Secret Alias wrote: ↑Wed Dec 01, 2021 2:13 pm
I don't understand how 1 Corinthians itself can be used to provide 'another example' of pagan idolatry in Christianity besides 1 Corinthians.
I think this was my first reply to Secret Alias in well over a year. I have avoided responding to him because it's a waste of time. His reply here may give other readers some idea of why.
Secret Alias asked for 'a single example of early Christians engaging in PAGAN idolatry?' and I gave one. Then he protests that isn't 'another example' of Christians engaging in pagan idolatry besides 1 Corinthians and puts 'another example' in quotation marks as though that is what he had asked for, which it is not.
I am not being merely pedantic here. SA proposes that we should read 1 Cor. 10.20 as referring back to v.18, that the 'they' in the text refers to the people of Israel in v.18.
18 Consider the people of Israel; are not those who eat the sacrifices partners in the altar? 19 What do I imply then? That food sacrificed to idols is anything, or that an idol is anything? 20 No, I imply that what [they/] pagans sacrifice, they sacrifice to demons and not to God. I do not want you to be partners with demons.
I think he's wrong to read it that way, as I think Paul gives two examples of worship, describing Christian worship in 10.16-17 and Jewish worship in 10.18, followed by a transitional verse 10.19 in which he draws out an implication about what constitutes worship and applies it to pagan idolatrous worship in v. 20 (if you're with a bunch of people worshipping and you're doing what they're doing, you're a worshipper too). But SA's reading is at least a possible reading of v. 10.20, if a weak and un-necessary one.
But then we have the example of Christians eating in the temple of an idol in 1 Cor. 8:
1 Cor. 8.9 But take care that this liberty of yours does not somehow become a stumbling block to the weak. 10 For if others see you, who possess knowledge, eating in the temple of an idol, might they not, since their conscience is weak, be encouraged to the point of eating food sacrificed to idols?
It is not an example from ANOTHER source, but it is a CLEAR example of Paul dealing with the problem of Christians engaging in pagan idolatry in Corinth. Since in 1 Corinthians Paul is responding to a letter some of the Corinthians wrote him asking him to address problems that have arisen in the Corinthian church, we must assume this is most probably in Corinth. It is not plausible to argue that Paul is talking about a Jewish temple where sacrifice is performed in Corinth, and scarcely more plausible to think Paul is referring to weak and strong members of the Corinthian church having made a pilgrimage to Jerusalem and the event having taken place there. The overwhelmingly probable implication is that Paul is referring to this occurring in Corinth.

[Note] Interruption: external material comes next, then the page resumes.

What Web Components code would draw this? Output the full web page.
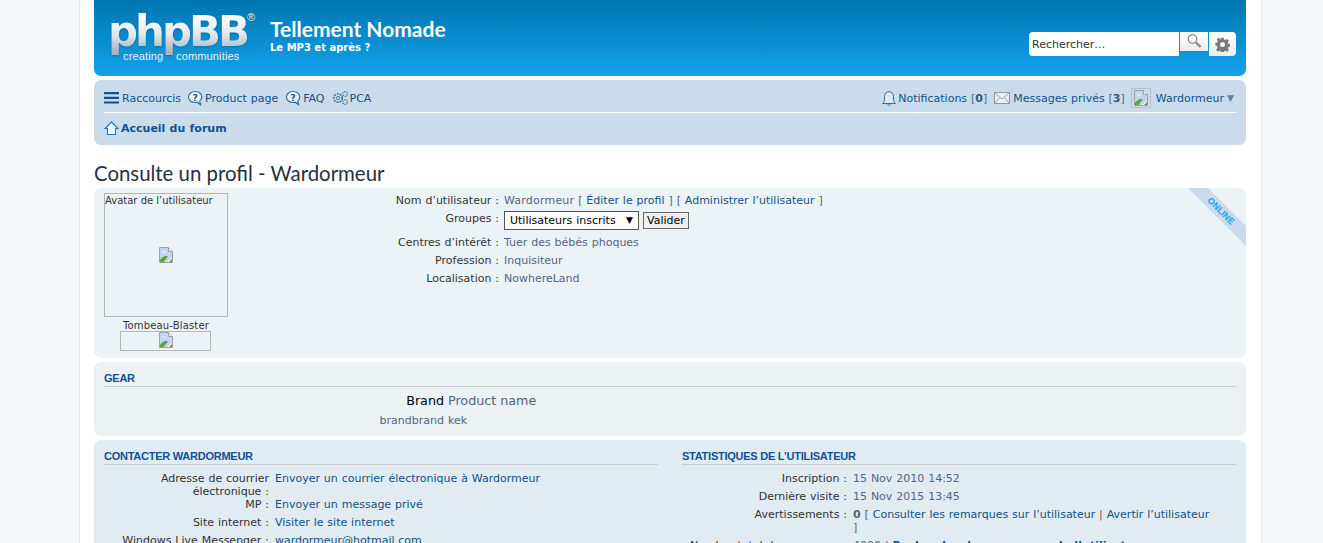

So SA wants to contest my reading of 1 Cor. 10.20 and say it refers to Jews. But I do not believe he has a plausible alternative reading for 1 Cor. 8.9-10. It is a clear example of the problem of Christians eating meat offered to idols in a pagan temple - whether they thought what they were doing constituted worship or not, Paul thinks it does (which is the point of chapter 10).
There is an extremely plausible historical context in which this problem can be understood. Paul's converts are recent. They are Corinthians, and in all probability participated in the temple feasts in Corinth before Paul came and persuaded them to accept Christianity. For the poorer members of the church, the temple feasts (i.e, eating the sacrificial animals provided by rich donors) may well have been their main source of meat. They were also one of the major social occasions in the city, where the people of the city came together as a group. Paul had told the Corinthian converts that they did not have to withdraw from the larger society in which they lived and obey the Mosaic laws, dietary or otherwise. He told them food is just food and that idols are just material objects, not gods. Some of them clearly interpreted this to mean that they did not have to stop attending feats, because the food that is served there is just food and the idols are just inanimate objects. They inferred that attending the feasts could do them no harm.
This is actually a rational interpretation of what Paul had said about food and idols, but Paul had clearly not foreseen that his Christian converts would interpret what he said this way (some did not, which is why they wrote to him about it) and continue to take part in pagan feasts, which he considers to be worship, and he objects that those who participate in the feasts will harm both other members of the church (in chapter 8) and themselves (chapter 10).
SA has gone on to give examples of Christians accusing Jews of idolatry from outside 1 Corinthians to support his argument that v 10.20 is referring to Jews. However, we have a clear example of Christians eating idol meat in chapter 8, and one black swan falsifies the proposition that all swans are white. I submit that it makes more sense to interpret chapter 10 in the context of chapter 8 (I think Paul is making a single extended argument in chapters 8-10) in the same work than to go outside 1 Corinthians to interpret 1 Cor. 10.20.
I don't expect that SA will accept this argument or even represent it fairly and try to answer it in its strongest form. His previous record suggests he will instead mock it (and me) and evade responding the actual point being made.